---- Data provided

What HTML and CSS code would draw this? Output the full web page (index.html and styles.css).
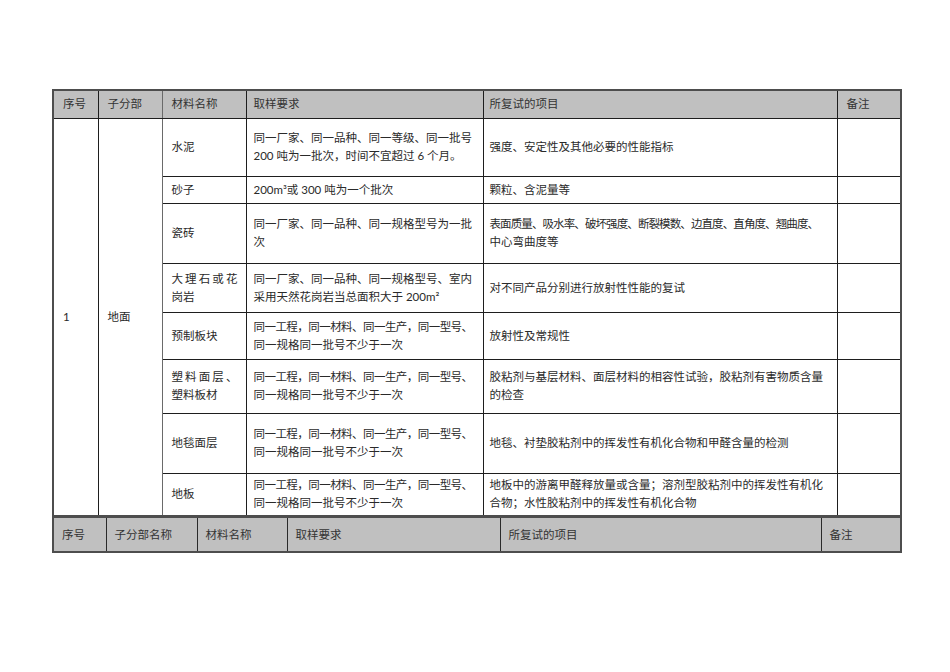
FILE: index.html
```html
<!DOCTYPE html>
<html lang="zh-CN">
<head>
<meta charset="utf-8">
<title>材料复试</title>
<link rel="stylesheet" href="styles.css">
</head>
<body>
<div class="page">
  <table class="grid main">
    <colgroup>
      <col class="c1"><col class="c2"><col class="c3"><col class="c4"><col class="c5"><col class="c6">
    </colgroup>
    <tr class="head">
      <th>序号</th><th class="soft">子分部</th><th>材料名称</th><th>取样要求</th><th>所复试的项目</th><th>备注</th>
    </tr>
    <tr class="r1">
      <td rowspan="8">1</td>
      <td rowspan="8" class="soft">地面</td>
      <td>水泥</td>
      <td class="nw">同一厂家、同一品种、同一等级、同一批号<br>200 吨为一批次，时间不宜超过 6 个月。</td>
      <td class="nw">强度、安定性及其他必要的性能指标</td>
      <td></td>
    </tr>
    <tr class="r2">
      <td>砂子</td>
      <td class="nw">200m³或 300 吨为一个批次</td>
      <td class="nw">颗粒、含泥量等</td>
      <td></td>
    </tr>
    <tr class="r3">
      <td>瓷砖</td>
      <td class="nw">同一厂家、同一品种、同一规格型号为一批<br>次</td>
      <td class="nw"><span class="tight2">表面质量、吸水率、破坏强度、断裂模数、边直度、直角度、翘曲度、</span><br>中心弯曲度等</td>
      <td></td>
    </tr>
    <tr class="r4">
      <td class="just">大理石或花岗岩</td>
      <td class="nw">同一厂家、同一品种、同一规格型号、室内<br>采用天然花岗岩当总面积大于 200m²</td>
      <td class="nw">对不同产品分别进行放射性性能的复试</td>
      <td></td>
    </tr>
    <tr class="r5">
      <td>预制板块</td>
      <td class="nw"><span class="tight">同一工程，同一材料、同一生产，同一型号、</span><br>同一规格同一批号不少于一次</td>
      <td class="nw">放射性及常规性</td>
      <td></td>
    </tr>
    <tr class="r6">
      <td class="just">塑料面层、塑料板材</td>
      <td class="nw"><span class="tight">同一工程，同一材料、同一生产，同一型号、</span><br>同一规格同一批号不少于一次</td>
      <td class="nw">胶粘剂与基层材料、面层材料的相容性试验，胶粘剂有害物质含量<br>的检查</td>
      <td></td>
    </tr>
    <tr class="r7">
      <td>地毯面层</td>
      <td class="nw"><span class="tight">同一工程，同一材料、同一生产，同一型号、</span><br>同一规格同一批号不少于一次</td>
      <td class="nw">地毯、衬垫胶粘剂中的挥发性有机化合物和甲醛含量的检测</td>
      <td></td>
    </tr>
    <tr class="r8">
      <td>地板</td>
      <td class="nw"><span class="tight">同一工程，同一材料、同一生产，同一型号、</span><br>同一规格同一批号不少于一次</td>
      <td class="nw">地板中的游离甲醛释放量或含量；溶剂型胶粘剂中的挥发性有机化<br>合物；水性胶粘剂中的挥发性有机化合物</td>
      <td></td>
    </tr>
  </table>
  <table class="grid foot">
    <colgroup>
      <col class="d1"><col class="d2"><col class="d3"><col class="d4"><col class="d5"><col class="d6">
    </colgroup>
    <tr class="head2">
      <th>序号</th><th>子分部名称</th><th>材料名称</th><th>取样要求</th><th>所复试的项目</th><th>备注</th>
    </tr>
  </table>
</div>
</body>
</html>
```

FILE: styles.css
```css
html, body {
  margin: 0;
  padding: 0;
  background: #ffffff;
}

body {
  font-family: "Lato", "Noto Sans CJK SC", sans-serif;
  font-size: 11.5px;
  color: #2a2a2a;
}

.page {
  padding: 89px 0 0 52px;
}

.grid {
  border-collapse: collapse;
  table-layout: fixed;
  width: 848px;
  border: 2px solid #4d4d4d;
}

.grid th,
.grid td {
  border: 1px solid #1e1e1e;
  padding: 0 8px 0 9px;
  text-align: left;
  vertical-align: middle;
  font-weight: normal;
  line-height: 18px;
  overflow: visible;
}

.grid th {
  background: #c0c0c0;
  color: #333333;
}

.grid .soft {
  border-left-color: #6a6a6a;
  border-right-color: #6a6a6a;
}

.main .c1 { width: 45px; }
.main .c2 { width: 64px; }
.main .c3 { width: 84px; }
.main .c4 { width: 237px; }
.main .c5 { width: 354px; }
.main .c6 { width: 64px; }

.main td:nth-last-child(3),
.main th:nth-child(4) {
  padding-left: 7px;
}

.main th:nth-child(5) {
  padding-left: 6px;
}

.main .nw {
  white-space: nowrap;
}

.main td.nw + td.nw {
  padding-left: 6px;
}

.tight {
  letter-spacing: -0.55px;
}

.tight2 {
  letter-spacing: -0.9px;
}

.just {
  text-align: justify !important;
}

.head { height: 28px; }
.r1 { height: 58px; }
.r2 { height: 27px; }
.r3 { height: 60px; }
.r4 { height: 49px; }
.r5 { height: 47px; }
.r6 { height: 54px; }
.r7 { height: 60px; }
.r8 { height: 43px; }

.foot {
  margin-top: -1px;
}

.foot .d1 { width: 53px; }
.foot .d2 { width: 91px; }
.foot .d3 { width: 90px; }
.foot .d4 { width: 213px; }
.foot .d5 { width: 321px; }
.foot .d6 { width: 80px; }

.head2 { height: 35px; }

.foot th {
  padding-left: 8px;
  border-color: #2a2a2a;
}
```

--------

**What this task involves:** Copy out all of the material exactly as written, without its pictures.

**Response to the exercise:**
What HTML and CSS code would draw this? Output the full web page (index.html and styles.css).
FILE: index.html
```html
<!DOCTYPE html>
<html lang="zh-CN">
<head>
<meta charset="utf-8">
<title>材料复试</title>
<link rel="stylesheet" href="styles.css">
</head>
<body>
<div class="page">
  <table class="grid main">
    <colgroup>
      <col class="c1"><col class="c2"><col class="c3"><col class="c4"><col class="c5"><col class="c6">
    </colgroup>
    <tr class="head">
      <th>序号</th><th class="soft">子分部</th><th>材料名称</th><th>取样要求</th><th>所复试的项目</th><th>备注</th>
    </tr>
    <tr class="r1">
      <td rowspan="8">1</td>
      <td rowspan="8" class="soft">地面</td>
      <td>水泥</td>
      <td class="nw">同一厂家、同一品种、同一等级、同一批号<br>200 吨为一批次，时间不宜超过 6 个月。</td>
      <td class="nw">强度、安定性及其他必要的性能指标</td>
      <td></td>
    </tr>
    <tr class="r2">
      <td>砂子</td>
      <td class="nw">200m³或 300 吨为一个批次</td>
      <td class="nw">颗粒、含泥量等</td>
      <td></td>
    </tr>
    <tr class="r3">
      <td>瓷砖</td>
      <td class="nw">同一厂家、同一品种、同一规格型号为一批<br>次</td>
      <td class="nw"><span class="tight2">表面质量、吸水率、破坏强度、断裂模数、边直度、直角度、翘曲度、</span><br>中心弯曲度等</td>
      <td></td>
    </tr>
    <tr class="r4">
      <td class="just">大理石或花岗岩</td>
      <td class="nw">同一厂家、同一品种、同一规格型号、室内<br>采用天然花岗岩当总面积大于 200m²</td>
      <td class="nw">对不同产品分别进行放射性性能的复试</td>
      <td></td>
    </tr>
    <tr class="r5">
      <td>预制板块</td>
      <td class="nw"><span class="tight">同一工程，同一材料、同一生产，同一型号、</span><br>同一规格同一批号不少于一次</td>
      <td class="nw">放射性及常规性</td>
      <td></td>
    </tr>
    <tr class="r6">
      <td class="just">塑料面层、塑料板材</td>
      <td class="nw"><span class="tight">同一工程，同一材料、同一生产，同一型号、</span><br>同一规格同一批号不少于一次</td>
      <td class="nw">胶粘剂与基层材料、面层材料的相容性试验，胶粘剂有害物质含量<br>的检查</td>
      <td></td>
    </tr>
    <tr class="r7">
      <td>地毯面层</td>
      <td class="nw"><span class="tight">同一工程，同一材料、同一生产，同一型号、</span><br>同一规格同一批号不少于一次</td>
      <td class="nw">地毯、衬垫胶粘剂中的挥发性有机化合物和甲醛含量的检测</td>
      <td></td>
    </tr>
    <tr class="r8">
      <td>地板</td>
      <td class="nw"><span class="tight">同一工程，同一材料、同一生产，同一型号、</span><br>同一规格同一批号不少于一次</td>
      <td class="nw">地板中的游离甲醛释放量或含量；溶剂型胶粘剂中的挥发性有机化<br>合物；水性胶粘剂中的挥发性有机化合物</td>
      <td></td>
    </tr>
  </table>
  <table class="grid foot">
    <colgroup>
      <col class="d1"><col class="d2"><col class="d3"><col class="d4"><col class="d5"><col class="d6">
    </colgroup>
    <tr class="head2">
      <th>序号</th><th>子分部名称</th><th>材料名称</th><th>取样要求</th><th>所复试的项目</th><th>备注</th>
    </tr>
  </table>
</div>
</body>
</html>
```

FILE: styles.css
```css
html, body {
  margin: 0;
  padding: 0;
  background: #ffffff;
}

body {
  font-family: "Lato", "Noto Sans CJK SC", sans-serif;
  font-size: 11.5px;
  color: #2a2a2a;
}

.page {
  padding: 89px 0 0 52px;
}

.grid {
  border-collapse: collapse;
  table-layout: fixed;
  width: 848px;
  border: 2px solid #4d4d4d;
}

.grid th,
.grid td {
  border: 1px solid #1e1e1e;
  padding: 0 8px 0 9px;
  text-align: left;
  vertical-align: middle;
  font-weight: normal;
  line-height: 18px;
  overflow: visible;
}

.grid th {
  background: #c0c0c0;
  color: #333333;
}

.grid .soft {
  border-left-color: #6a6a6a;
  border-right-color: #6a6a6a;
}

.main .c1 { width: 45px; }
.main .c2 { width: 64px; }
.main .c3 { width: 84px; }
.main .c4 { width: 237px; }
.main .c5 { width: 354px; }
.main .c6 { width: 64px; }

.main td:nth-last-child(3),
.main th:nth-child(4) {
  padding-left: 7px;
}

.main th:nth-child(5) {
  padding-left: 6px;
}

.main .nw {
  white-space: nowrap;
}

.main td.nw + td.nw {
  padding-left: 6px;
}

.tight {
  letter-spacing: -0.55px;
}

.tight2 {
  letter-spacing: -0.9px;
}

.just {
  text-align: justify !important;
}

.head { height: 28px; }
.r1 { height: 58px; }
.r2 { height: 27px; }
.r3 { height: 60px; }
.r4 { height: 49px; }
.r5 { height: 47px; }
.r6 { height: 54px; }
.r7 { height: 60px; }
.r8 { height: 43px; }

.foot {
  margin-top: -1px;
}

.foot .d1 { width: 53px; }
.foot .d2 { width: 91px; }
.foot .d3 { width: 90px; }
.foot .d4 { width: 213px; }
.foot .d5 { width: 321px; }
.foot .d6 { width: 80px; }

.head2 { height: 35px; }

.foot th {
  padding-left: 8px;
  border-color: #2a2a2a;
}
```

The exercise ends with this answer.